Frosty Piss writes "When people say the feds are monitoring what people are doing online, what does that mean? How does that work? When, and where, does it start? Pete Ashdown, CEO of XMission, an internet service provider in Utah, knows. He received a Foreign Intelligence Service Act (FISA) warrant in 2010 mandating he let the feds monitor one of his customers, through his facility. He also received a broad gag order. Says Mr. Ashdown, 'I would love to tell you all the details, but I did get the gag order... These programs that violate the Bill of Rights can continue because people can't go out and say, This my experience, this is what happened to me, and I don't think it is right.' In this article, Mr. Ashdown tells us about the equipment the NSA installed on his network, and what he thinks it did."

4 of 309 comments (clear)

  1. Ethics versus Legality by girlintraining · · Score: 5, Insightful

    The NSA's corrupt and unethical activities have shown a bright light on the blackened and burned out husk of our ethics within the justice system. Which is to say, there really aren't any left to speak of.

    The law has absolutely nothing to do with right or wrong anymore. It's just a prescription for what is allowed and isn't, not whether you should or shouldn't. It's not unlike owning a gun; By itself, it's harmless. Put it someone's hands, and what they do with it can be catastrophic. Laws are just tools. It's what is done with them we need to look at.
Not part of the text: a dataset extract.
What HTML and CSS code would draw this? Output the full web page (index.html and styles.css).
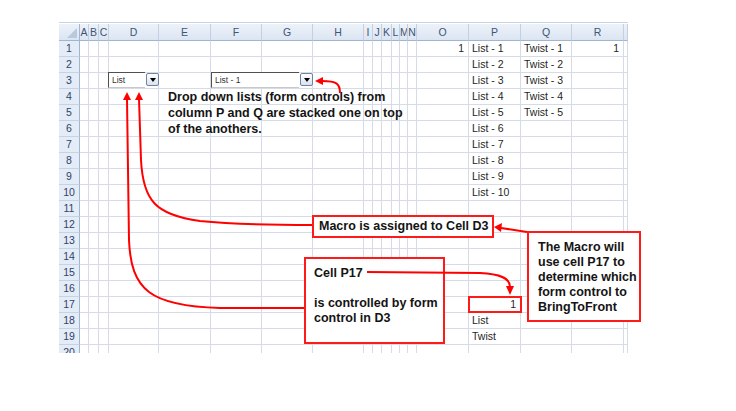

    So far, I'm not encouraged by what I am seeing those tools used for. Perhaps its time to take them away, until they can learn to handle them responsibly.

    --
    #fuckbeta #iamslashdot #dicemustdie
    1. Re:Ethics versus Legality by gmuslera · · Score: 5, Insightful

      The problem with that law is it is meant for people, it depend on people to be honest, not wanting extra money, not being able to be blackmailed or social engineered, not falling into common human bias like the ones shown in the Stanford prison experiment. You maybe could manage to find a few people that could cope with that. But if you have up to up to 5 millon people to access that information (including 500k with top secret access that work at for profit contractors), then you are doing the equivalent of giving guns to all prison inmates and setting them free in all the big cities. You know that people will get killed, abused, robbed and so on with that action. So in the actual context, that law is legalized robbery with impunity.

    2. Re:Ethics versus Legality by girlintraining · · Score: 5, Insightful

      The problem with that law is it is meant for people, it depend on people to be honest, not wanting extra money, not being able to be blackmailed or social engineered, not falling into common human bias like the ones shown in the Stanford prison experiment.

      If people were honest, not greedy, and incapable of having any vices, and weren't stupid... there'd be no need for laws! The problem isn't the law, it's the people enforcing it. Think about the legal texts of old -- the Magna Carta. The Constitution. Hell, why not even throw in a few holy texts -- the Bible, Koran, etc. My point is a basic code of conduct took one book or less to draw the boundaries for most situations. Now, I don't want to discuss their relative merits, coz that'll take us to nasty flaming troll of doom land, it's just there to illustrate that the legal process doesn't have to be complex to be fairly complete.

      This extra complexity is meant to blunt the minds of its critics and enable people to operate under color of authority to do things that many of us consider unethical or immoral. And that is the problem. The judicial process no longer has any feedback mechanism -- no way of saying "good" or "bad". Laws are written, but rarely repealed. They have no expiration date. So the system grows more and more complex, and people's ethics and morality slowly erode. Slow enough, anyway, that it's not obvious to anyone what's happening... at least until most of it has been lost.

      --
      #fuckbeta #iamslashdot #dicemustdie
  2. Re:No Surprises Here by tftp · · Score: 5, Insightful

    How does one authenticate their authenticity?

    When men with guns say it's authentic, it is.